Roche’s 2010 filings show Tamiflu’s sales at about CHF873 million or about Rs 4,150 crore, but is down by 73% over last year, due to lower sales volumes. The drug peaked when the swine flu scare was its peak and governments across the world were adding to their stockpiles to deal with any epidemic breakouts. But Natco’s addressable market from the current filing, is in the US where sales were about CHF243 million or about Rs 1,160 crore, down by 72%.
Natco has tied up with Alvogen IPCO Sarl for marketing the drug in the US market. According to interviews of the company management on the CNBC TV18 news channel, the litigation costs will be borne by Alvogen, in return for rights to market the drug.
This is a key factor, considering the manner in which Para IV patent challenges proceed. The US FDA has notified Gilead of Natco’s challenge to its patent. Gilead in turn has 45 days from this notice letter to go to court to protect its patent, by filing an infringement suit against Natco. In any case, if litigation is unresolved beyond 30 months, the FDA can allow Natco to launch the drug even when litigation is pending.
This is known as an at-risk launch, and if Natco eventually loses the case, it will have to turn over the profits from the sale during this period and a penalty to the innovator company or the license holder. Another outcome could be a settlement between both companies. The earliest patent expiry for Tamiflu is in end 2016.
Natco has taken only the first step in what can be a very long drawn process, with an uncertain outcome. The risks to it from litigation appear low, as Alvogen is expected to bear the costs. If it wins the case, it will be the only generic player in the market for 6 months, along with Tamiflu. That will net a windfall for it, since price erosion is minimal during this period.

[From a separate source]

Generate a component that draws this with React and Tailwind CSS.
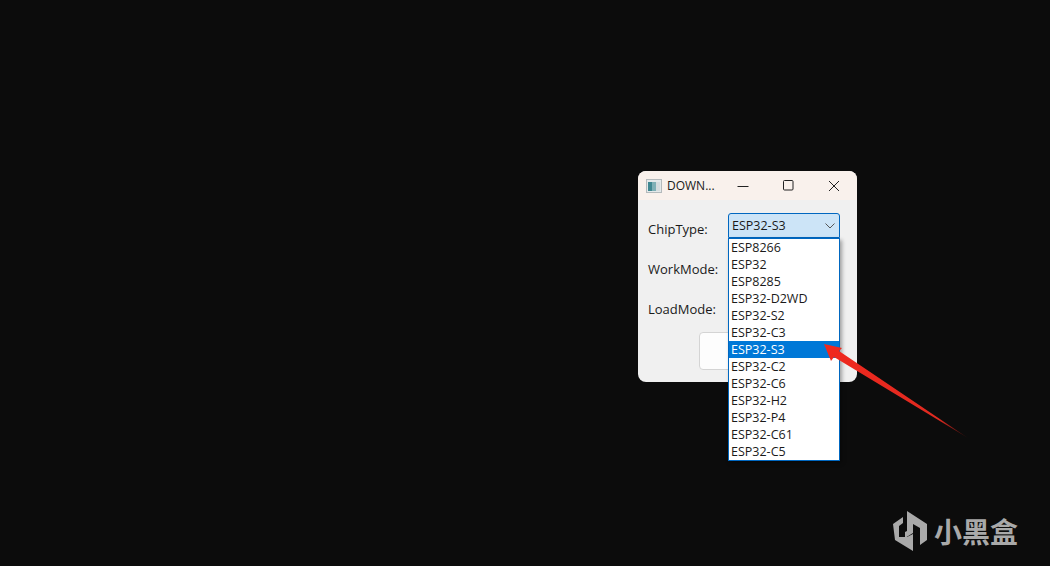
import React from 'react';

const chips = ['ESP8266', 'ESP32', 'ESP8285', 'ESP32-D2WD', 'ESP32-S2', 'ESP32-C3', 'ESP32-S3', 'ESP32-C2', 'ESP32-C6', 'ESP32-H2', 'ESP32-P4', 'ESP32-C61', 'ESP32-C5'];
const labels = ['ChipType:', 'WorkMode:', 'LoadMode:'];

const AppIcon = () => (
  <svg width="16" height="14" viewBox="0 0 16 14">
    <rect x="0.5" y="0.5" width="15" height="13" fill="#e4e9ea" stroke="#b4babc" />
    <rect x="2" y="3" width="4" height="9" fill="#3f8791" />
    <rect x="6" y="3" width="4" height="9" fill="#7fb0b6" />
    <rect x="10" y="3" width="4" height="9" fill="#d5dcde" />
  </svg>
);

const Logo = () => (
  <svg width="34" height="42" viewBox="0 0 34 42">
    <path d="M14 1 L34 14 V30 L27 35 V18 L20 14 V23 L12 28 V22 L14 21 Z" fill="#a9a9a9" />
    <path d="M0 14 L10 7 V13 L6 16 V27 L14 27 L20 24 V41 L2 30 Z" fill="#a9a9a9" />
  </svg>
);

const App = () => {
  return (
    <div className="relative h-[566px] w-[1050px] overflow-hidden bg-[#0c0c0c] font-['Open_Sans','Noto_Sans',sans-serif] text-[12.5px] text-[#1a1a1a]">
      {/* Dialog window */}
      <div className="absolute left-[638px] top-[171px] h-[211px] w-[219px] overflow-hidden rounded-lg bg-[#f0f0f0]">
        <div className="flex h-[29px] items-center bg-[#f9f1ec] pl-2">
          <AppIcon />
          <span className="ml-[5px] w-[60px] text-[12px]">DOWN...</span>
          <svg className="ml-[10px]" width="12" height="12" viewBox="0 0 12 12">
            <path d="M0.5 6.5 H11.5" stroke="#222" />
          </svg>
          <svg className="ml-[34px]" width="11" height="11" viewBox="0 0 11 11">
            <rect x="0.5" y="0.5" width="9.5" height="9.5" rx="1" fill="none" stroke="#222" />
          </svg>
          <svg className="ml-[34px]" width="12" height="12" viewBox="0 0 12 12">
            <path d="M1 1 L11 11 M11 1 L1 11" stroke="#222" />
          </svg>
        </div>
        <div className="flex flex-col gap-[22px] pl-[10px] pt-[20px] text-[13px]">
          {labels.map((label) => (
            <div key={label} className="h-[18px] leading-[18px]">{label}</div>
          ))}
        </div>
        <div className="absolute left-[61px] top-[161px] h-[38px] w-[80px] rounded border border-[#d4d4d4] bg-[#fdfdfd]"></div>
      </div>

      {/* Combo box */}
      <div className="absolute left-[728px] top-[213px] flex h-[25px] w-[112px] items-center justify-between rounded-t-[3px] border border-[#0067c0] bg-[#cce4f7] pl-[3px] pr-[4px] pt-px">
        <span>ESP32-S3</span>
        <svg width="10" height="6" viewBox="0 0 10 6">
          <path d="M0.5 0.5 L5 5 L9.5 0.5" fill="none" stroke="#555" />
        </svg>
      </div>

      {/* Dropdown list */}
      <div className="absolute left-[728px] top-[238px] w-[112px] border border-[#0067c0] bg-white shadow-[2px_2px_4px_rgba(0,0,0,0.35)]">
        {chips.map((chip) => (
          <div
            key={chip}
            className={`h-[17px] pl-[2px] leading-[17px] ${chip === 'ESP32-S3' ? 'bg-[#0078d7] text-white' : ''}`}
          >
            {chip}
          </div>
        ))}
      </div>

      {/* Red arrow annotation */}
      <svg className="absolute left-[815px] top-[335px]" width="160" height="110" viewBox="0 0 160 110">
        <defs>
          <linearGradient id="tail" gradientUnits="userSpaceOnUse" x1="9" y1="10" x2="153" y2="103">
            <stop offset="0" stopColor="#f0281e" />
            <stop offset="0.8" stopColor="#e02a20" />
            <stop offset="1" stopColor="#2a0b0a" />
          </linearGradient>
        </defs>
        <path d="M9 9 L27 13 L24 16 L153 103 L19 22 L16 26 Z" fill="url(#tail)" />
      </svg>

      {/* Watermark */}
      <div className="absolute left-[893px] top-[510px] flex items-center gap-[7px]">
        <Logo />
        <span className="font-['Noto_Sans_CJK_SC',sans-serif] text-[28px] font-bold leading-[42px] text-[#a9a9a9]">小黑盒</span>
      </div>
    </div>
  );
};

export default App;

Since Alvogen is bearing the litigation costs, it is likely to get a significant share of the revenues from sales of the drug.
That may limit the extent of the windfall but considering Natco’s sales of Rs 440 crore and net profit of Rs 49 crore in fiscal 2010, success will mean a substantial hike in both sales and profits. Natco had earlied announced another first-to-file status on generic Revlimid or lenalidomide, a cancer drug with global revenues of $2.3 billion or about Rs 10,000 crore. This is in partnership with Watson Pharmaceuticals Inc.
Tumbling stock prices appear to be influencing Natco’s price movement, than the current news. It is also planning to raise additional resources through an equity issue, which too may be a dampener. Investors appear to be unwilling to factor the impact of an event, whose outcome may be known after months if not years. The company’s share was down by about 6%, at Rs 240, at the time of posting and has fallen substantially after hitting a 52-week high of Rs 358 in December 2010.